If we take a plane $q$ parallel to $p$ passing through point say $C$, then the intersection points
$$A_q = KA \cap q, \,\, B_q = KB \cap q, \,\, C_q = KC \cap q \, \text{ and } \, G_q = KG \cap q$$
form an equilateral triangle $A_qB_qC$ with center $G_q$ whose edges are parallel to the edges of $A_0B_0C_0$ (in other words triangle $A_qB_qC$ with center $G_q$ is homothetic image of triangle $A_0B_0C_0$ with center $G_0$ with respect $K$ )
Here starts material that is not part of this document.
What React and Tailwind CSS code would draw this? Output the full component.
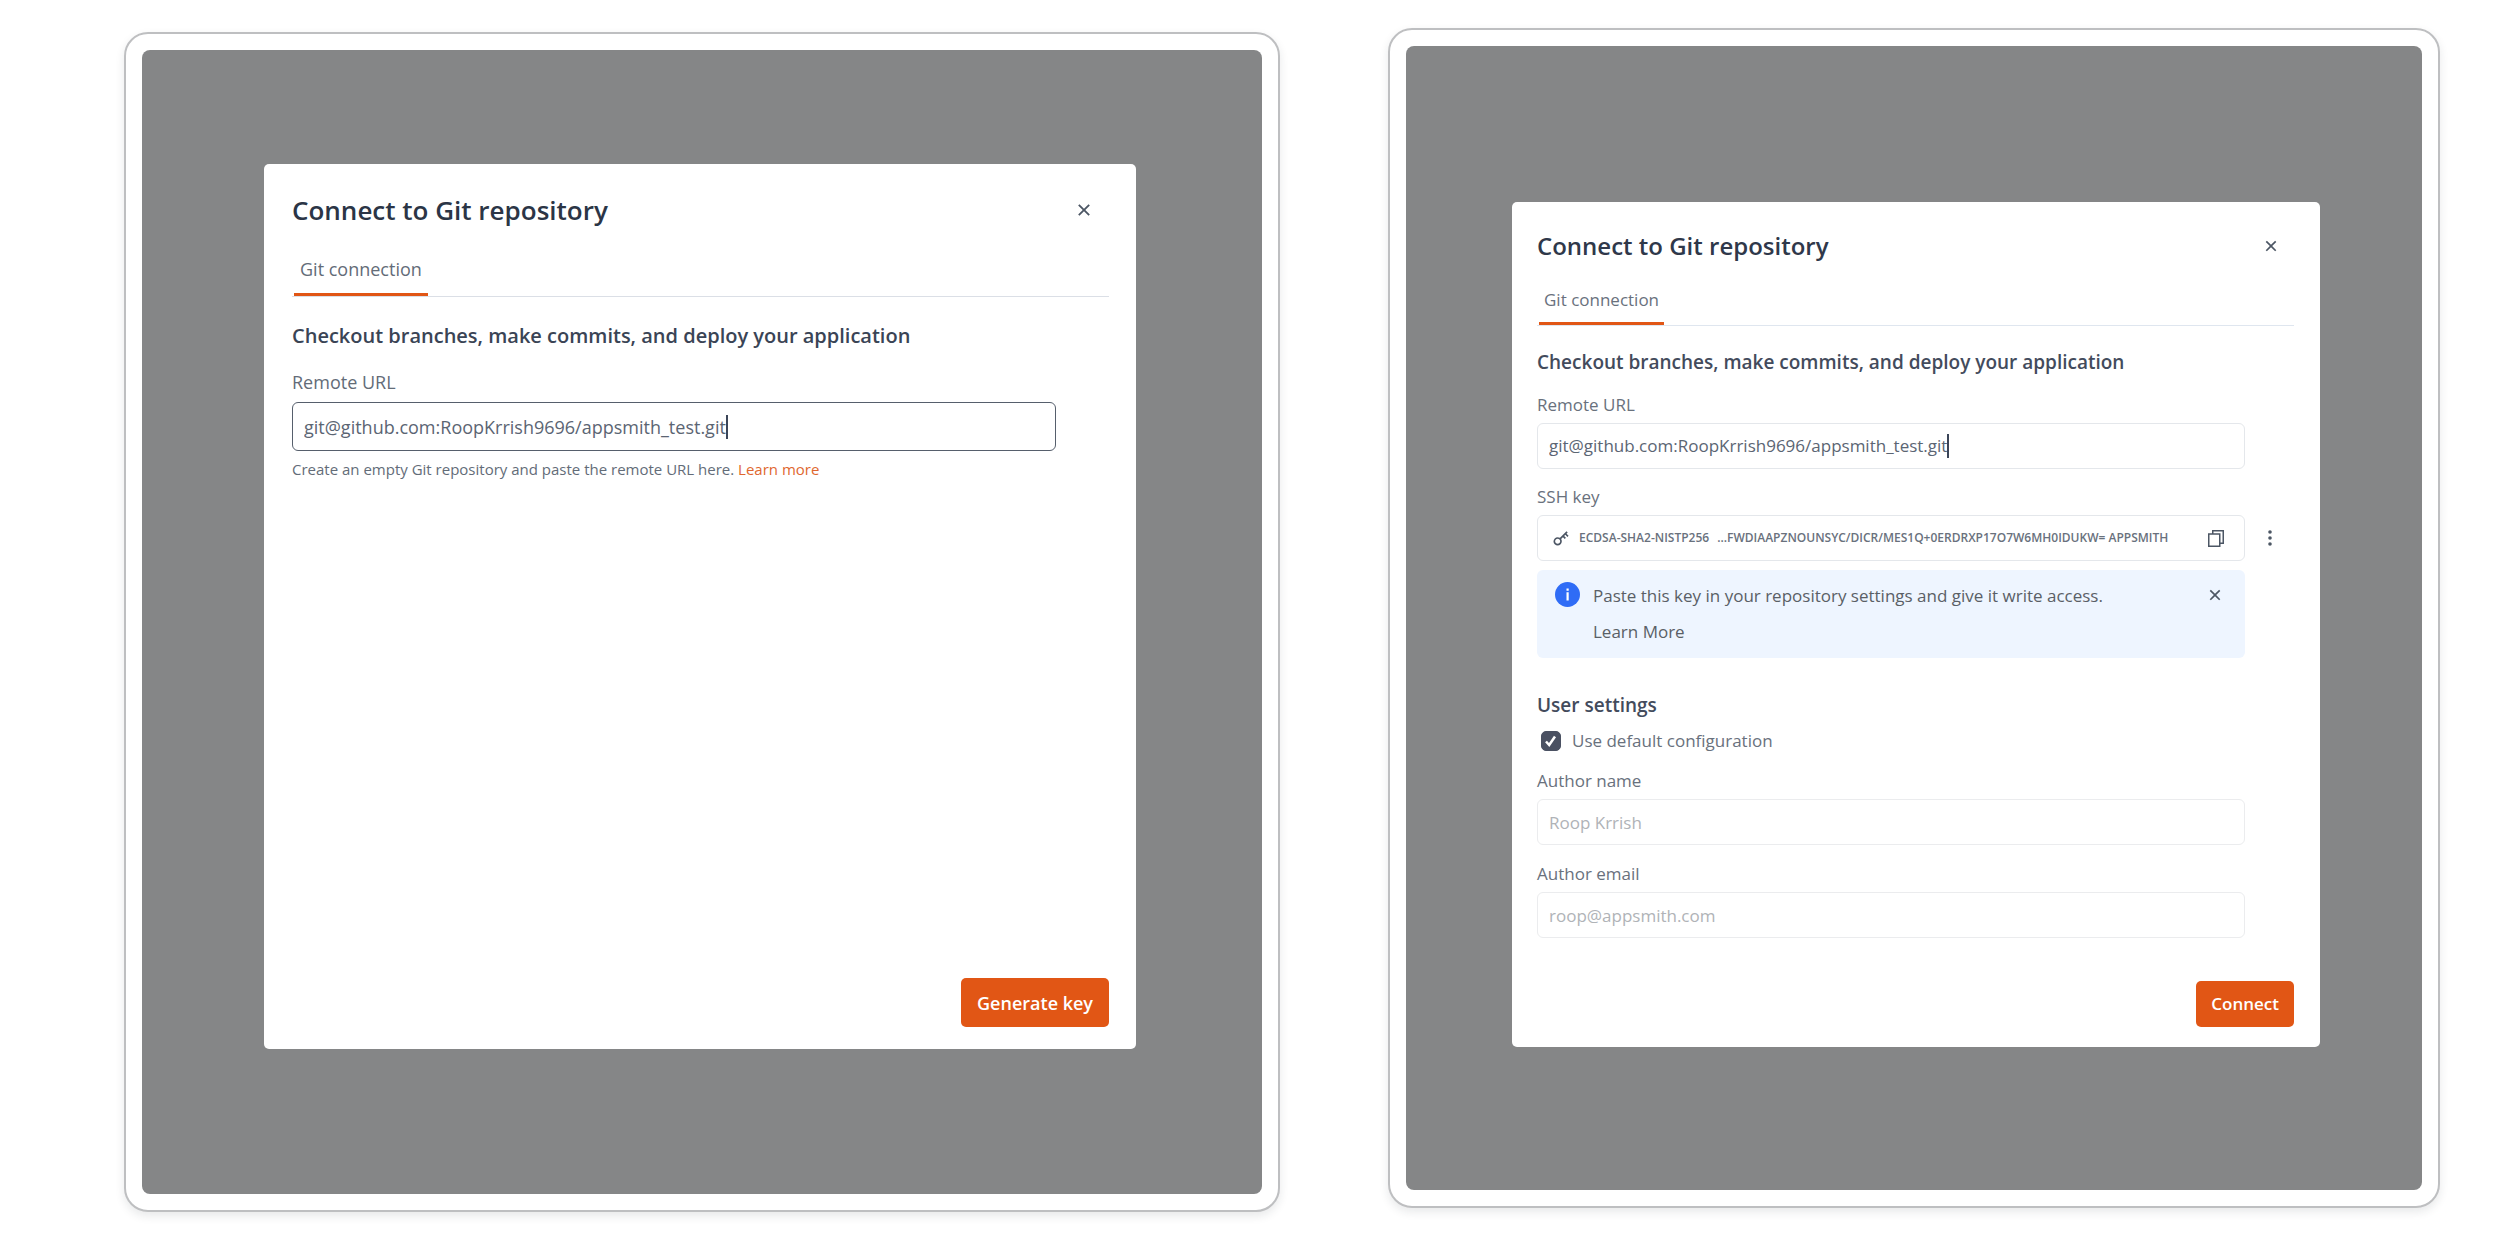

Now, you know the locations of the points $A, \, B, \, C$ and say $G$ with respect to the screen's $k$ coordinate system $Oe_1e_2$ which means you know the vectors $$\vec{OA}, \, \vec{OB}, \, \vec{OC}, \,\, \text{ and } \,\, \vec{OG}$$ so thus, we can form the vectors
\begin{align*}
\vec{KA} &= \vec{KO} + \vec{OA} = \vec{OA} + \vec{KO} = \vec{OA} + \nu \, e_3\\
\vec{KB} &= \vec{KO} + \vec{OB} = \vec{OB} + \vec{KO} = \vec{OB} + \nu \, e_3\\
\vec{KC} &= \vec{KO} + \vec{OC} = \vec{OC} + \vec{KO} = \vec{OC} + \nu \, e_3\\
\vec{KG} &= \vec{KO} + \vec{OG} = \vec{OG} + \vec{KO} = \vec{OG} + \nu \, e_3\\
\end{align*}
Thus, there exists constants $\lambda, \, \mu$ and $\nu$, if you do not know $\nu$
\begin{align*}
\vec{KA_q} &= \lambda \, \vec{KA}= \lambda \, \vec{OA} + \lambda \, \nu \, e_3\\
\vec{KB_q} &= \mu \, \vec{KB}= \mu \, \vec{OA} + \mu \, \nu \, e_3\\
\vec{KG_q} &= \frac{1}{3} \big(\lambda \, \vec{KA} + \mu \, \vec{KB} + \vec{KC}\big)\\ &= \frac{1}{3} \big( \lambda \, \vec{OA} + \mu \, \vec{OA} + \vec{OC} + (\lambda + \mu + 1) \, \nu \, e_3 \big)
\end{align*}
The restrictions that lead to the equations for the unknowns $\lambda, \, \mu$ and possibly $\nu$ are
\begin{align*}
|\vec{C_qA_q}| &= |\vec{A_qB_q}|\\
|\vec{C_qB_q}| &= |\vec{A_qB_q}|\\
\vec{KG_q} & \, |\, | \, \vec{KG}\\
\end{align*} where the first two say that the edges of equilateral triangle $A_qB_qC$ are equal while the last one represents the fact that the points $K, \, G_q $ and $G$ are collinear. As equations, these three conditions are
\begin{align*}
|\lambda \, \vec{KA} - \vec{KC}|^2 &= |\lambda \, \vec{KA} - \mu \, \vec{KB}|^2 \\
|\lambda \, \vec{KA} - \vec{KC}|^2 &= |\lambda \, \vec{KA} - \mu \, \vec{KB}|^2 \\
|\vec{KG_q}\times \vec{KG}|^2 &= 0\\
\end{align*}
which written in terms of $\lambda, \, \mu, \, \nu$ unknown variables turn into
\begin{align*}
|\lambda \, \vec{OA} - \vec{OC} + (\lambda \, \nu \, - \nu) \,
e_3 |^2 &= |\lambda \, \vec{OA} - \mu \, \vec{OB} + (\lambda \,
\nu \, - \mu \, \nu) \,
e_3 |^2 \\
|\mu \, \vec{OB} - \vec{OC} + (\mu \, \nu \, - \nu) \, e_3 |^2 &=
|\lambda \, \vec{OA} - \mu \, \vec{OB} + (\lambda \, \nu \, - \mu
\, \nu) \,
e_3 |^2 \\
|\big(\frac{1}{3} \big( \lambda \, \vec{OA} + \mu \,
\vec{OA} + \vec{OC} + (\lambda + \mu + 1) \, \nu \, e_3 \big)\big)
\times \big(\vec{OG} + \nu \, e_3 \big) |^2 &= 0\\
\end{align*}
If you know $\nu$ then only the first two equations are relevant
\begin{align*}
|\lambda \, \vec{OA} - \vec{OC} + (\lambda \, \nu \, - \nu) \,
e_3 |^2 &= |\lambda \, \vec{OA} - \mu \, \vec{OB} + (\lambda \,
\nu \, - \mu \, \nu) \,
e_3 |^2 \\
|\mu \, \vec{OB} - \vec{OC} + (\mu \, \nu \, - \nu) \, e_3 |^2 &=
|\lambda \, \vec{OA} - \mu \, \vec{OB} + (\lambda \, \nu \, - \mu
\, \nu) \,
e_3 |^2
\end{align*}
All these systems of equations may have several solutions though.
I haven't checked for typos and mistakes and I do not guarantee this is the best solution.